Fedora est un opéra que les plus grands chanteurs ont toujours apprécié. Le programme de salle de la Scala cite les interprètes ayant foulé les planches milanaises jusqu’à aujourd’hui dans l’ouvrage, et la liste est impressionnante: Marias Callas, Mirella Freni, Tito Gobbi, Aureliano Pertile, Beniamino Gigli, Franco Corelli, Plácido Domingo ou encore José Carreras, pour ne citer que les noms les plus connus. Pour cette nouvelle production, le célèbre théâtre a misé sur le couple Sonya Yoncheva-Roberto Alagna. Les deux chanteurs ont affiché une forme vocale éblouissante. La soprano bulgare a séduit tout d’abord par son engagement scénique et son identification au personnage, composant une aristocrate distante et autoritaire, dont les certitudes s’estompent peu à peu. Les nombreuses annulations de ces derniers temps ont au moins eu le mérite de reposer son instrument : la voix, corsée et capiteuse à souhait, bien conduite sur toute la tessiture, est impressionnante d’ampleur et de puissance, avec de splendides accents sensuels et voluptueux. Roberto Alagna était particulièrement attendu à la Scala puisqu’il n’y avait plus chanté depuis 2006, lorsqu’il avait été sifflé alors qu’il interprétait Radamès dans Aïda. Le ténor a incarné un Loris Ipanov ardent et rayonnant, impeccable de phrasé, avec des aigus lumineux longuement tenus. L’air le plus célèbre de l’opéra, « Amor ti vieta », a été extrêmement applaudi.

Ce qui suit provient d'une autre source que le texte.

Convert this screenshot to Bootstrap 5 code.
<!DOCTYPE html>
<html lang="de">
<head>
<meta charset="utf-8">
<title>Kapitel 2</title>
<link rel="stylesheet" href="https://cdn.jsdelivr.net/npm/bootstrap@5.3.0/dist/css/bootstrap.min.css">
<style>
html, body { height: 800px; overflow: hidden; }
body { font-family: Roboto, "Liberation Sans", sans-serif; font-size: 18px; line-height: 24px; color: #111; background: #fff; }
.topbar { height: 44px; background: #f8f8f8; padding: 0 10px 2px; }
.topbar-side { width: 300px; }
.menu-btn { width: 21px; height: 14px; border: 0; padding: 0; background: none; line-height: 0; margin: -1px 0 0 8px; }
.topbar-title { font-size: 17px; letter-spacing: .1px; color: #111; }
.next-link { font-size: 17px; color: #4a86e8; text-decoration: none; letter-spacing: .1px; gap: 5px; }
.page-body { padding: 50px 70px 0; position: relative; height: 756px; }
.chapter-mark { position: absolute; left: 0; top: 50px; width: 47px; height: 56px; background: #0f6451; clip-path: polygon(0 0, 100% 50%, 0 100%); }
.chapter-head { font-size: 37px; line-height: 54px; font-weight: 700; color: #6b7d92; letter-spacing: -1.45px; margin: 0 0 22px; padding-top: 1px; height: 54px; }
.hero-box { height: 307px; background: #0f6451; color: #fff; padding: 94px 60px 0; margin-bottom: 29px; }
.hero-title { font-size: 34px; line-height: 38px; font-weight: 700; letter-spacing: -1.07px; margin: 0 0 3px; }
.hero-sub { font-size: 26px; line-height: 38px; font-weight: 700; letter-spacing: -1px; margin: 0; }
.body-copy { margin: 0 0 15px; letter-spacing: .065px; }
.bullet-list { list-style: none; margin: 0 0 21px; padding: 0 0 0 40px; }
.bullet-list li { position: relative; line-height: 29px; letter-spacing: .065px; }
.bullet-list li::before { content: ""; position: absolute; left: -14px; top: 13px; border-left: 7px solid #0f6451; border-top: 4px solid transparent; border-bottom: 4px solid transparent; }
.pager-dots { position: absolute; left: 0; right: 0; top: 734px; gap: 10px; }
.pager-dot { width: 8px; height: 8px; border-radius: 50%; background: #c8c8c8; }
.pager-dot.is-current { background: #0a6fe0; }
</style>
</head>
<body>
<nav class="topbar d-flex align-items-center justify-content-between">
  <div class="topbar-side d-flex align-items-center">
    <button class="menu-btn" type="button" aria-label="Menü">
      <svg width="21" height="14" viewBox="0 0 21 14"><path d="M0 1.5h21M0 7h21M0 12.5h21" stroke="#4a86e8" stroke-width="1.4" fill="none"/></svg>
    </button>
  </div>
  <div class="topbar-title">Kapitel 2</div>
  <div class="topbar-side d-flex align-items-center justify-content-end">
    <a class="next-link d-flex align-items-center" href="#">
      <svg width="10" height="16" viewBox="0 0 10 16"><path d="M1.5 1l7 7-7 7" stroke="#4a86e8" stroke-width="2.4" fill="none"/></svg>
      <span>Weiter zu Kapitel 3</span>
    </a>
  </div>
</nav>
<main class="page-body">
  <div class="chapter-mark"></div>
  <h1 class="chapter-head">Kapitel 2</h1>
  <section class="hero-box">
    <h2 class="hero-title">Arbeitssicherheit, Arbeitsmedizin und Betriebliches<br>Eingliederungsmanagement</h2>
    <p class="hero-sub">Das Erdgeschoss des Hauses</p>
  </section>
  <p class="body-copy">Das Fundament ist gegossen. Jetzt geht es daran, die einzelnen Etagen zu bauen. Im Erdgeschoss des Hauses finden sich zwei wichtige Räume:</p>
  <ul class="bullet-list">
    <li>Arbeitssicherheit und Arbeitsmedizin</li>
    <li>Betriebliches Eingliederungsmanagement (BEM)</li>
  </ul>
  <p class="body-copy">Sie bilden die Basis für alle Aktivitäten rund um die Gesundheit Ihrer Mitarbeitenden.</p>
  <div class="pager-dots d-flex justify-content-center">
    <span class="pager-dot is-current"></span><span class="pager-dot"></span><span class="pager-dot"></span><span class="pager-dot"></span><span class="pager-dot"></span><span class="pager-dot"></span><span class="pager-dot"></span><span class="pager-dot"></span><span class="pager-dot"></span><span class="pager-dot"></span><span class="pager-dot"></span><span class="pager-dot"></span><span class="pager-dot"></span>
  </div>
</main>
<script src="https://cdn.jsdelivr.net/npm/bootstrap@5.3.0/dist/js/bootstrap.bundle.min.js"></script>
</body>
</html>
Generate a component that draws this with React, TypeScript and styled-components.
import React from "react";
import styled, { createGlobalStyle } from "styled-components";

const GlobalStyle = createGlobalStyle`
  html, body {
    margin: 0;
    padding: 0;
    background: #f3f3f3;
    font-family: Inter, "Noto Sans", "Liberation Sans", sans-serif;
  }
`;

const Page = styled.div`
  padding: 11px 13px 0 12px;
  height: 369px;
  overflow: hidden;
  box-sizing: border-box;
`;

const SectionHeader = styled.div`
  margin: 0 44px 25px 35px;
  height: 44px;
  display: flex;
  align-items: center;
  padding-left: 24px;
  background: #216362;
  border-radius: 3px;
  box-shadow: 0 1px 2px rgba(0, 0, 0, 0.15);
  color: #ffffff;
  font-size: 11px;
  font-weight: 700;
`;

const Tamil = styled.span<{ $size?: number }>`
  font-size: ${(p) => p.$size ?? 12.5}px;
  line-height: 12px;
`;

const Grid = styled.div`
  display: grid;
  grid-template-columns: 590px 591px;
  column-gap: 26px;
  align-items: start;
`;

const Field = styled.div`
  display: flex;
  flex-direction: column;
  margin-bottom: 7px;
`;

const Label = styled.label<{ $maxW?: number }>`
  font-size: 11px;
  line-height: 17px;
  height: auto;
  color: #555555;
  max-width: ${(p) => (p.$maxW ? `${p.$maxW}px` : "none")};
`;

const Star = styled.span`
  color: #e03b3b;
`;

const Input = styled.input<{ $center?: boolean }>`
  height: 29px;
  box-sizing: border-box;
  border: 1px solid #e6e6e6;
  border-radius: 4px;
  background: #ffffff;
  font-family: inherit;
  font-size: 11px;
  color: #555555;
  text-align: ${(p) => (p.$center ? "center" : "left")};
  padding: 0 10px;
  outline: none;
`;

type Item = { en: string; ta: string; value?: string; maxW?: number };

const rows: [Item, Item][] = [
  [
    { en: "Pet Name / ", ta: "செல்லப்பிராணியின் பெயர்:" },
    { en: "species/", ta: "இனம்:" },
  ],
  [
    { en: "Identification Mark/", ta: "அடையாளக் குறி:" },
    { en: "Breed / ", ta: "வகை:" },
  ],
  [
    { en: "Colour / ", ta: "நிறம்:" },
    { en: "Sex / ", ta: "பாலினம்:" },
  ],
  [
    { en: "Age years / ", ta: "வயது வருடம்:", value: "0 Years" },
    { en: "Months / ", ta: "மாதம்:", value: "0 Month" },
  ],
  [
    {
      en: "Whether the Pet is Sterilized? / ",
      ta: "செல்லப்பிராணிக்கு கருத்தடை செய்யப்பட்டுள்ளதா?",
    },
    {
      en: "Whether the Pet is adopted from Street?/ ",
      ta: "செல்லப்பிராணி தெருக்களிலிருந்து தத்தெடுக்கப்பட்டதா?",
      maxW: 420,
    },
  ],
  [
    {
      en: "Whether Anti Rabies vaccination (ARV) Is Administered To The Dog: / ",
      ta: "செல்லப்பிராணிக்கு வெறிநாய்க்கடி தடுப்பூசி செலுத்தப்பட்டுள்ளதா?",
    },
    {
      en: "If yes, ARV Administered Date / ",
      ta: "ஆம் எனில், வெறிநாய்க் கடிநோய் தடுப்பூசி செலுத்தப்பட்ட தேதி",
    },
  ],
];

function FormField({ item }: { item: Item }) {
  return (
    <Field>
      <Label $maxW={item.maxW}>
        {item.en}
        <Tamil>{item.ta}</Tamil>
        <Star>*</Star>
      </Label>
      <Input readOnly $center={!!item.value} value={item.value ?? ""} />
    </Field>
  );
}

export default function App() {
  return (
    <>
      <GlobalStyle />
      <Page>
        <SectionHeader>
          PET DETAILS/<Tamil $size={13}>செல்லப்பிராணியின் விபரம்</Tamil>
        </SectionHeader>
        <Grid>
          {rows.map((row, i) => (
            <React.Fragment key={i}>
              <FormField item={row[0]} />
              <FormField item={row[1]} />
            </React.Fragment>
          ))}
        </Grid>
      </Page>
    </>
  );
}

George Petean s’est montré plutôt discret en De Siriex, attaché diplomatique français en Russie, le timbre manquant singulièrement de projection et de caractère. En revanche, les nombreux seconds rôles étaient tous excellents, à commencer par la comtesse Olga Sukarev enjouée et désinvolte de Serena Gamberoni.


Marco Armiliato a parfaitement réussi ses débuts dans la fosse de la Scala : le chef a su mettre en valeur les couleurs sombres et mystérieuses de la partition de Giordano tout en rendant pleinement justice aux nombreuses effusions lyriques, avec des changements d’atmosphère fluides et parfaitement négociés. Sa direction est dans tous les cas en parfaite harmonie avec la mise en scène de Mario Martone, qui a accentué le côté enquête policière de l’ouvrage pour en ôter tous les éléments du vérisme auquel l’opéra est traditionnellement associé. Le rideau s’ouvre sur l’appartement luxueux et design du comte Vladimir, avec une grande baie vitrée laissant apercevoir de nombreux gratte‑ciel. Le metteur en scène s'est clairement inspiré dans son travail des tableaux surréalistes de René Magritte, que Mario Martone considère comme des rébus incompréhensibles au premier abord, comme l’intrigue de Fedora. On pense notamment aux Amants pour les figurants à la tête bandée, à L’Empire des lumières, qui a servi de base à la représentation de la demeure parisienne de Fedora au deuxième acte, ou encore à L’Assassin menacé pour le refuge des deux amoureux au dernier acte. Un concept original et intrigant.